Robot 6

Comics A.M. | One Piece breaks another record, more on Diamond Digital

One Piece, Vol. 61

Publishing | The 61st volume of Eiichiro Oda’s insanely popular pirate manga One Piece sold more than 2 million copies in its first three days of release, according to the Japanese market-survey firm Oricon. It’s the fastest-selling book in the Oricon chart’s nearly three-year history, breaking the previous record set by the 60th volume of One Piece, which sold more than 2 million copies in four days. [Anime News Network]

Retailing | Heidi MacDonald talks to Dave Bowen, Diamond’s director of digital distribution, about the newly announced deal with iVerse Media that will allow retailers to sell digital comics in their stores: “The retailer will login using their Diamond retailer login and be presented with the opportunity to create store-specific, item-specific codes in whatever quantities they need. Then we’ll use some approved cryptographically secure method to generate random codes for the retailer to use. And we’ll format those in a PDF which they can then print out. Likely what will happen is, it’ll print easily on Avery 30-up laser labels. So what you have is a sheet of Avery laser labels with a bunch of different books and codes on individual labels. In that case the retailer takes that material and secures it and then when someone wants Transformers #16 they simply ring the sale and give the label or sticker or cut-out to the consumer. […] It’s really very simple. Then the consumer that has that code, which is live, they could literally step out of the line, pull out their iphone or ipad or whatever other device and redeem the code and begin reading the material.” Meanwhile, Todd Allen dissects what he describes as “a particularly silly digital download scheme.” [The Beat, Indignant Online]


Retailing | Matt Price sets the scene for ComicsPRO’s annual meeting, which begins today in Dallas, and reveals the exclusive cover for The Walking Dead #81 given to attendees. [Nerdage]

Legal | Hiroko Tabuchi looks at the tightening restrictions in Tokyo on the depictions of sexual acts involving minors in manga, anime and video games. [The New York Times]

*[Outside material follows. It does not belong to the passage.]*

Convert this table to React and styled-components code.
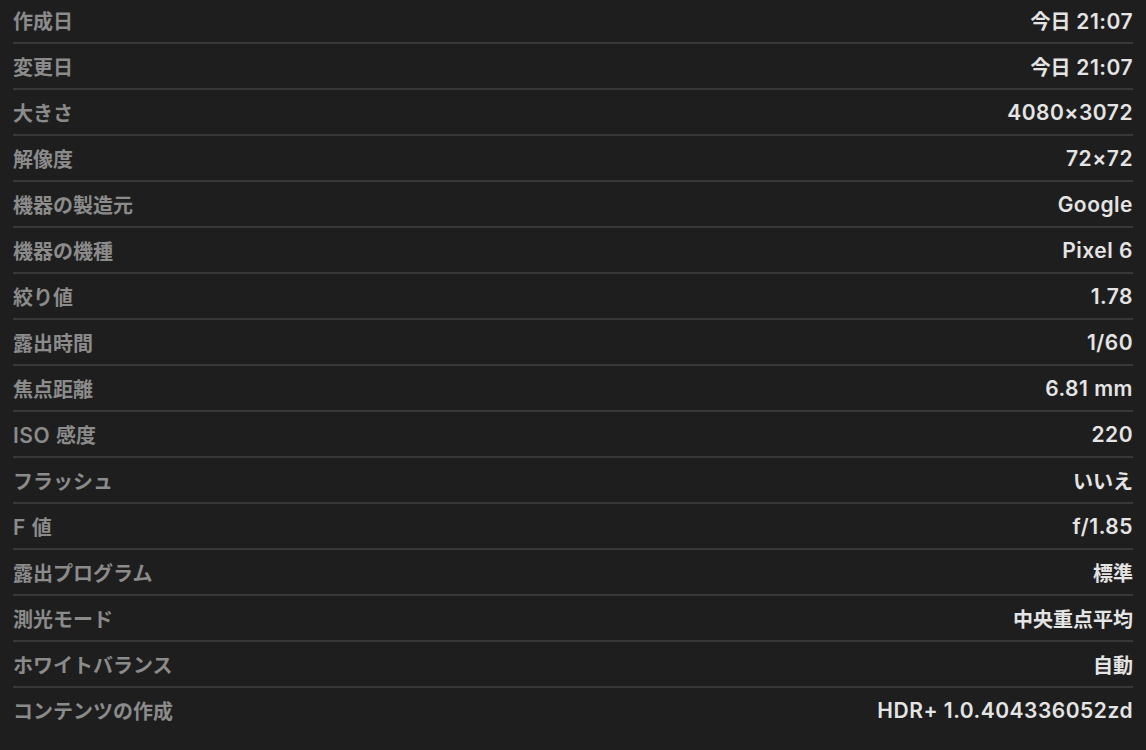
import React from "react";
import styled, { createGlobalStyle } from "styled-components";

const GlobalStyle = createGlobalStyle`
  html, body {
    margin: 0;
    padding: 0;
    background: #1e1e1e;
  }
  body {
    font-family: Inter, "Noto Sans CJK JP", sans-serif;
    -webkit-font-smoothing: antialiased;
  }
`;

const rows = [
  ["作成日", "今日 21:07"],
  ["変更日", "今日 21:07"],
  ["大きさ", "4080×3072"],
  ["解像度", "72×72"],
  ["機器の製造元", "Google"],
  ["機器の機種", "Pixel 6"],
  ["絞り値", "1.78"],
  ["露出時間", "1/60"],
  ["焦点距離", "6.81 mm"],
  ["ISO 感度", "220"],
  ["フラッシュ", "いいえ"],
  ["F 値", "f/1.85"],
  ["露出プログラム", "標準"],
  ["測光モード", "中央重点平均"],
  ["ホワイトバランス", "自動"],
  ["コンテンツの作成", "HDR+ 1.0.404336052zd"],
];

// split text into CJK / latin runs so each script gets its own size
const CJK = /[\u3000-\u9fff\uff00-\uffef]+|[^\u3000-\u9fff\uff00-\uffef]+/g;
const isCjk = (s) => /[\u3000-\u9fff\uff00-\uffef]/.test(s);

const Panel = styled.div`
  width: 1146px;
  height: 750px;
  box-sizing: border-box;
  padding: 0 13px;
  overflow: hidden;
  background: #1e1e1e;
`;

const List = styled.dl`
  margin: -2px 0 0;
  display: flex;
  flex-direction: column;
`;

const Row = styled.div`
  display: flex;
  align-items: center;
  justify-content: space-between;
  height: 44px;
  border-bottom: 2px solid ${(p) => (p.$last ? "transparent" : "#383838")};
`;

const Label = styled.dt`
  margin: 0;
  color: #8b8b8b;
  white-space: pre;
`;

const Value = styled.dd`
  margin: 0;
  color: #e4e4e4;
  white-space: pre;
`;

const Run = styled.span`
  font-size: ${(p) => (p.$cjk ? "20px" : "21px")};
  font-weight: ${(p) => (p.$cjk ? 700 : 600)};
  letter-spacing: ${(p) => (p.$cjk ? "0" : "0.5px")};
`;

const Text = ({ children }) =>
  children.match(CJK).map((part, i) => (
    <Run key={i} $cjk={isCjk(part)}>
      {part}
    </Run>
  ));

export default function App() {
  return (
    <>
      <GlobalStyle />
      <Panel>
        <List>
          {rows.map(([label, value], i) => (
            <Row key={label} $last={i === rows.length - 1}>
              <Label>
                <Text>{label}</Text>
              </Label>
              <Value>
                <Text>{value}</Text>
              </Value>
            </Row>
          ))}
        </List>
      </Panel>
    </>
  );
}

Legal | Eriq Gardner delves into the recent dismissal of Stan Lee Media’s $1-billion lawsuit against Stan Lee and Marvel: “We’d say that the long saga involving Stan Lee Media may be finally over, except we probably said the exact same thing at least a half dozen times in the past few years.” [THR, Esq.]

Creators | Writer Jim McCann talks about Hawkeye: Blindspot, a four-issue miniseries debuting next week from Marvel. Warning: The article contains spoilers for the conclusion of Widowmaker. [USA Today]

Creators | EmiTown creator Emi Lenox is interviewed on the Hideous Energy podcast. [Hideous Energy]



How does the stats work in Japan? Is that 2 million sold to retailers or consumers?

@Vishwas: The Oricon chart tracks sales to consumers, similar to Bookscan or Soundscan in America.

What’s especially mind-blowing to me is how many copies One Piece sells despite these issues not being original material. Almost 3 million people are already reading One Piece every week in Weekly Shonen Jump, and it still sells 2 million copies of the collections in the first 3 days on top of THAT? Insane.

The “Diamond digital” idea is one the most bafflingly retarded things I’ve ever heard seriously proposed.

You know how people will say “they’re making all the same mistakes the music industry did”? That’s not true anymore. They have officially revealed themselves as even more incompetent.

It’s not that mind-blowing when you factor in just how goddamn good One Piece is. People trade-wait over there just like they do here. It’s cheaper to wait for One Piece to get collected in tankoban than to get Weekly Shounen Jump.

Why should we even have to PAY for a digital copy if we buy the hard copy. Why cant they have a code for a digital download the way the Blu-Ray movies have.

One Piece is hands down the best manga out there, and the sales speaks volumes.

Also keep in mind that the printing quality in a lot of manga anthology mags like Shonen Jump is lower than the glossy books we have in the states. Outside of special color pages, it’s not uncommon to see smudges or faded ink. The collected volumes are much clearer – fans who’ve read it in the magazine would still like to buy the books to get a better look at the art.

Plus, yeah, One Piece is pretty much the biggest manga of the decade in Japan. It wouldn’t be too much of a stretch (heh) to say it’s on the same level as Harry Potter is in the UK.